First, there was hot chicken at the hot chicken shack:

pickle button!

Oh yeah, I finished my cardigan (Shalom in EcoWool) — just in time to add pickle buttons.

The next night there were fancy drinks downtown …

fancy cocktails

… followed by some honky tonking on Broadway.



The Stage

It was one of the best night’s out ever: we bought cowboy boots from someone named “Brad Butter” (it was embroidered on his shirt), put on our best clubwear, and danced till the honky tonks closed.

After that, we pretty much decided to concentrate on eating as many fried/ butter-positive foods as possible.  Luckily, Nashville is that kind of town.

There was pickle tempura …

pickle tempura

… and, the next morning, delicious biscuits to go with country ham, plenty of bacon, hashbrown casserole, and other assorted side-dish staples for breakfast (at 3 in the afternoon).

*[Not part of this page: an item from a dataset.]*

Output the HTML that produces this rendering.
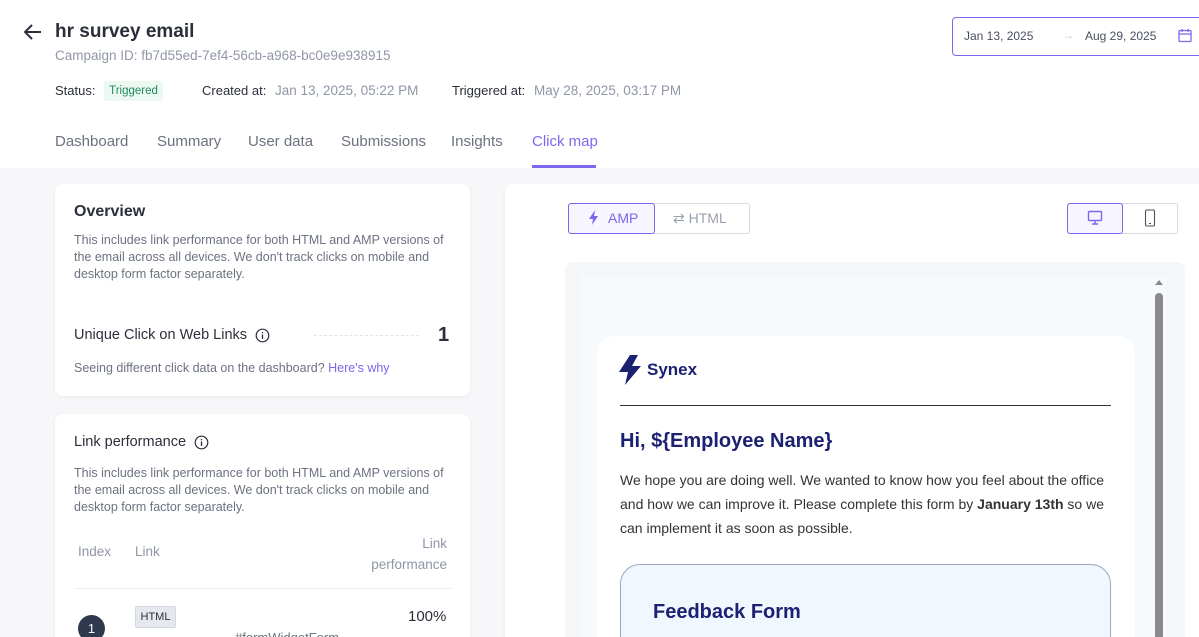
<!DOCTYPE html>
<html style="width:1199px;height:637px;overflow:hidden"><head><style>
*{margin:0;padding:0;box-sizing:border-box}
body{width:1199px;height:637px;overflow:hidden;background:#f7f7fa;font-family:"Liberation Sans",sans-serif;position:relative;color:#2b2f3a}
.a{position:absolute}
.hdr{left:0;top:0;width:1199px;height:168px;background:#fff}
.card{background:#fff;border-radius:8px;box-shadow:0 1px 4px rgba(0,0,0,.06)}
.mut{color:#8f96a6}
.sm{font-size:12.5px;line-height:17px;color:#6b7280}
</style></head><body>
<div class="a hdr"></div>
<svg class="a" style="left:24px;top:24px" width="18" height="16" viewBox="0 0 18 16"><path d="M17 8H2M8 1L1 8l7 7" fill="none" stroke="#2b2f3a" stroke-width="2"/></svg>
<div class="a" style="left:55px;top:21px;font-size:19px;font-weight:bold;color:#2b2f3a">hr survey email</div>
<div class="a mut" style="left:55px;top:48px;font-size:13.5px">Campaign ID: fb7d55ed-7ef4-56cb-a968-bc0e9e938915</div>
<div class="a" style="left:55px;top:83px;font-size:13px">Status:</div>
<div class="a" style="left:104px;top:81px;width:59px;height:20px;background:#ecf8f2;color:#1f8a5c;font-size:11.5px;line-height:20px;text-align:center;border-radius:2px">Triggered</div>
<div class="a" style="left:202px;top:83px;font-size:13px">Created at:</div>
<div class="a mut" style="left:275px;top:83px;font-size:13.5px">Jan 13, 2025, 05:22 PM</div>
<div class="a" style="left:452px;top:83px;font-size:13px">Triggered at:</div>
<div class="a mut" style="left:534px;top:83px;font-size:13.5px">May 28, 2025, 03:17 PM</div>
<div class="a" style="left:55px;top:133px;font-size:15px;color:#6b7280">Dashboard</div>
<div class="a" style="left:157px;top:133px;font-size:15px;color:#6b7280">Summary</div>
<div class="a" style="left:248px;top:133px;font-size:15px;color:#6b7280">User data</div>
<div class="a" style="left:341px;top:133px;font-size:15px;color:#6b7280">Submissions</div>
<div class="a" style="left:451px;top:133px;font-size:15px;color:#6b7280">Insights</div>
<div class="a" style="left:532px;top:133px;font-size:15px;color:#7b68ee">Click map</div>
<div class="a" style="left:532px;top:165px;width:64px;height:3px;background:#7b68ee"></div>
<div class="a" style="left:952px;top:17px;width:260px;height:39px;border:1px solid #7b68ee;border-radius:4px;background:#fff"></div>
<div class="a" style="left:964px;top:29px;font-size:12px;color:#4b5060">Jan 13, 2025</div>
<div class="a" style="left:1062px;top:28px;font-size:12px;color:#ccc">→</div>
<div class="a" style="left:1085px;top:29px;font-size:12px;color:#4b5060">Aug 29, 2025</div>
<svg class="a" style="left:1178px;top:28px" width="14" height="15" viewBox="0 0 14 15"><rect x="1" y="2.5" width="12" height="11" rx="1" fill="none" stroke="#7b68ee" stroke-width="1.3"/><path d="M1 6h12M4 1v3M10 1v3" stroke="#7b68ee" stroke-width="1.3"/></svg>

<div class="a card" style="left:55px;top:184px;width:415px;height:212px"></div>
<div class="a" style="left:74px;top:203px;font-size:16px;font-weight:bold">Overview</div>
<div class="a sm" style="left:74px;top:232px;width:380px">This includes link performance for both HTML and AMP versions of the email across all devices. We don't track clicks on mobile and desktop form factor separately.</div>
<div class="a" style="left:74px;top:327px;font-size:14.5px">Unique Click on Web Links</div>
<svg class="a" style="left:255px;top:328px" width="15" height="15"><circle cx="7.5" cy="7.5" r="6.3" fill="none" stroke="#2b2f3a" stroke-width="1.2"/><path d="M7.5 6.5v4.5M7.5 4v1.3" stroke="#2b2f3a" stroke-width="1.3"/></svg>
<div class="a" style="left:314px;top:335px;width:105px;border-top:1px dashed #e2e4ea"></div>
<div class="a" style="left:438px;top:324px;font-size:20px;font-weight:bold">1</div>
<div class="a sm" style="left:74px;top:360px">Seeing different click data on the dashboard? <span style="color:#7b68ee">Here's why</span></div>

<div class="a card" style="left:55px;top:414px;width:415px;height:240px"></div>
<div class="a" style="left:74px;top:434px;font-size:14.5px">Link performance</div>
<svg class="a" style="left:194px;top:435px" width="15" height="15"><circle cx="7.5" cy="7.5" r="6.3" fill="none" stroke="#2b2f3a" stroke-width="1.2"/><path d="M7.5 6.5v4.5M7.5 4v1.3" stroke="#2b2f3a" stroke-width="1.3"/></svg>
<div class="a sm" style="left:74px;top:465px;width:380px">This includes link performance for both HTML and AMP versions of the email across all devices. We don't track clicks on mobile and desktop form factor separately.</div>
<div class="a mut" style="left:78px;top:544px;font-size:13.5px">Index</div>
<div class="a mut" style="left:135px;top:544px;font-size:13.5px">Link</div>
<div class="a mut" style="left:360px;top:533px;width:87px;text-align:right;font-size:13.5px;line-height:21px">Link<br>performance</div>
<div class="a" style="left:74px;top:588px;width:378px;border-top:1px solid #eceef2"></div>
<div class="a" style="left:135px;top:606px;width:41px;height:22px;background:#e5e8ef;border:1px solid #d3d7e0;border-radius:2px;font-size:11px;line-height:20px;text-align:center">HTML</div>
<div class="a" style="left:408px;top:608px;font-size:15px">100%</div>
<div class="a" style="left:78px;top:615px;width:27px;height:27px;border-radius:50%;background:#2f3a4f;color:#fff;font-size:13px;text-align:center;line-height:27px">1</div>
<div class="a" style="left:235px;top:630px;font-size:13px;color:#6b7280">#formWidgetForm</div>

<div class="a card" style="left:505px;top:184px;width:710px;height:470px"></div>
<div class="a" style="left:568px;top:203px;width:182px;height:31px;border:1px solid #d8dae0;border-radius:3px"></div>
<div class="a" style="left:568px;top:203px;width:87px;height:31px;border:1px solid #7b68ee;border-radius:3px;background:#f7f5ff"></div>
<svg class="a" style="left:589px;top:210px" width="10" height="15" viewBox="0 0 10 15"><path d="M6 0L0 9h4l-1 6 6-9H5z" fill="#7b68ee"/></svg>
<div class="a" style="left:608px;top:210px;font-size:14px;color:#7b68ee">AMP</div>
<div class="a" style="left:673px;top:210px;font-size:14px;color:#9aa0ad">⇄ HTML</div>
<div class="a" style="left:1067px;top:203px;width:111px;height:31px;border:1px solid #d8dae0;border-radius:3px"></div>
<div class="a" style="left:1067px;top:203px;width:56px;height:31px;border:1px solid #7b68ee;border-radius:3px;background:#f7f5ff"></div>
<svg class="a" style="left:1087px;top:210px" width="16" height="16"><rect x="1.5" y="1.5" width="13" height="9" rx="1" fill="none" stroke="#7b68ee" stroke-width="1.4"/><path d="M8 11v2.5M5 14h6" stroke="#7b68ee" stroke-width="1.4"/></svg>
<svg class="a" style="left:1144px;top:209px" width="12" height="18"><rect x="1.5" y="1" width="9" height="16" rx="1.5" fill="none" stroke="#4b5060" stroke-width="1.1"/><path d="M5 14.5h2" stroke="#4b5060"/></svg>

<div class="a" style="left:565px;top:262px;width:620px;height:400px;background:#f5f6f8;border-radius:8px"></div>
<div class="a" style="left:580px;top:276px;width:587px;height:380px;background:#f6fafd"></div>
<div class="a" style="left:1155px;top:293px;width:8px;height:350px;background:#8a8a8a;border-radius:4px"></div>
<div class="a" style="left:1155px;top:280px;width:0;height:0;border-left:4px solid transparent;border-right:4px solid transparent;border-bottom:5px solid #8a8a8a"></div>
<div class="a" style="left:597px;top:336px;width:538px;height:320px;background:#fff;border-radius:18px"></div>
<svg class="a" style="left:619px;top:355px" width="24" height="30" viewBox="0 0 24 30"><path d="M11 0L0 17h9L6 30 22 11h-9l6-11z" fill="#1c2172"/></svg>
<div class="a" style="left:647px;top:360px;font-size:17px;font-weight:bold;color:#1c2172">Synex</div>
<div class="a" style="left:620px;top:405px;width:491px;border-top:1px solid #333"></div>
<div class="a" style="left:620px;top:430px;font-size:20px;font-weight:bold;color:#1c2172">Hi, ${Employee Name}</div>
<div class="a" style="left:620px;top:468px;width:495px;font-size:14px;line-height:24px;color:#333">We hope you are doing well. We wanted to know how you feel about the office and how we can improve it. Please complete this form by <b>January 13th</b> so we can implement it as soon as possible.</div>
<div class="a" style="left:620px;top:564px;width:491px;height:100px;background:#f0f7ff;border:1px solid #9aa6c0;border-radius:20px"></div>
<div class="a" style="left:653px;top:601px;font-size:20px;font-weight:bold;color:#1c2172">Feedback Form</div>
</body></html>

Finally, I met my Waterloo: the sidecar.

sidecars; or, my Waterloo

The ingredients might look innocent, but don’t be fooled.  We toasted, we lounged, we watched It’s Complicated, I gave away almost all of my handknit socks to very deserving recipients …  And then it was time for everyone to get back to their real lives.

It was a wonderful, tiring, just-right long weekend.  Such reunions are made possible, and so much sweeter, by distance … but how I do miss easy proximity and that casual by-chance glass of wine on someone’s couch in the evening.  And how lucky I am to have had a weekend of nothing but laughter and fun and friendship.